Australian quartet
Buffalo's third long-player in as many years, 1974's
Only Want You for Your Body found them honing their songwriting into far more focused and compact heavy rock nuggets, in a natural progression from first album
Dead Forever's oftentimes trippy, post-psych meanderings and second album
Volcanic Rock's even mix of lengthy jams and piledriving proto-metal. If anything, for what they lacked in terms of timelessly savage riffing (see
Volcanic Rock's "Sunrise" and "Shylock"), new barnstormers like the leering "I'm a Skirt Lifter Not a Shirt Raiser," the comparatively well-behaved "Stay with Me," and the head-nodding chug-groove monster single "What's Going On" (which set a template abused by literally dozens of '90s stoner rock bands) were arguably more well-rounded band performances.

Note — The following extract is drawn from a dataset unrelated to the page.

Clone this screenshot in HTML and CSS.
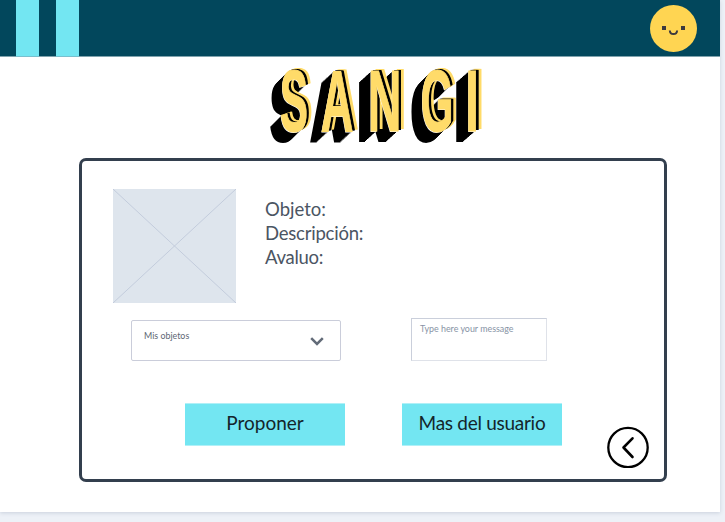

Meanwhile, the churning, mid-paced advance of "I'm Coming On" points to the band's undisguised
Black Sabbath influence, right down to
Pete Wells' busy bass guitar and Jimmy Economou's fierce pounding behind the kit -- even though it was a
Ten Years After cover. And the borderline space rock of "Dune Messiah" (based on the famous sci-fi books by
Frank Herbert) also provides a bit of thematic variety to
Dave Tice's oftentimes brazenly sexual lyrics, which he delivered, as always, with gritty, echo-laden vocals. At the end of the day, though, it was always
John Baxter's wildly distorted six-string that gave
Buffalo their distinctively forceful signature compared to the competition, both at home and abroad. And although he wasn't allowed to run rampant here as he had all over the mostly "live in the studio"
Volcanic Rock,
Baxter still drove the locomotive for all of the above, and was eventually given a chance to stretch on the groupie chronicle "King's Cross Ladies" and the politically apocalyptic "United Nations" -- both of them album standouts. Sure enough, with the guitarist's shocking and ill-advised sacking following the tour supporting
Only Want You for Your Body, the seeds of
Buffalo's career decline were effectively sowed, as they attempted (unsuccessfully) to score a more commercial hit single on a subsequent pair of poorly received LPs. As a result,
Only Want You for Your Body is seen as the last chapter of the
Buffalo story that modern fans of classic hard rock and heavy metal need bother "reading."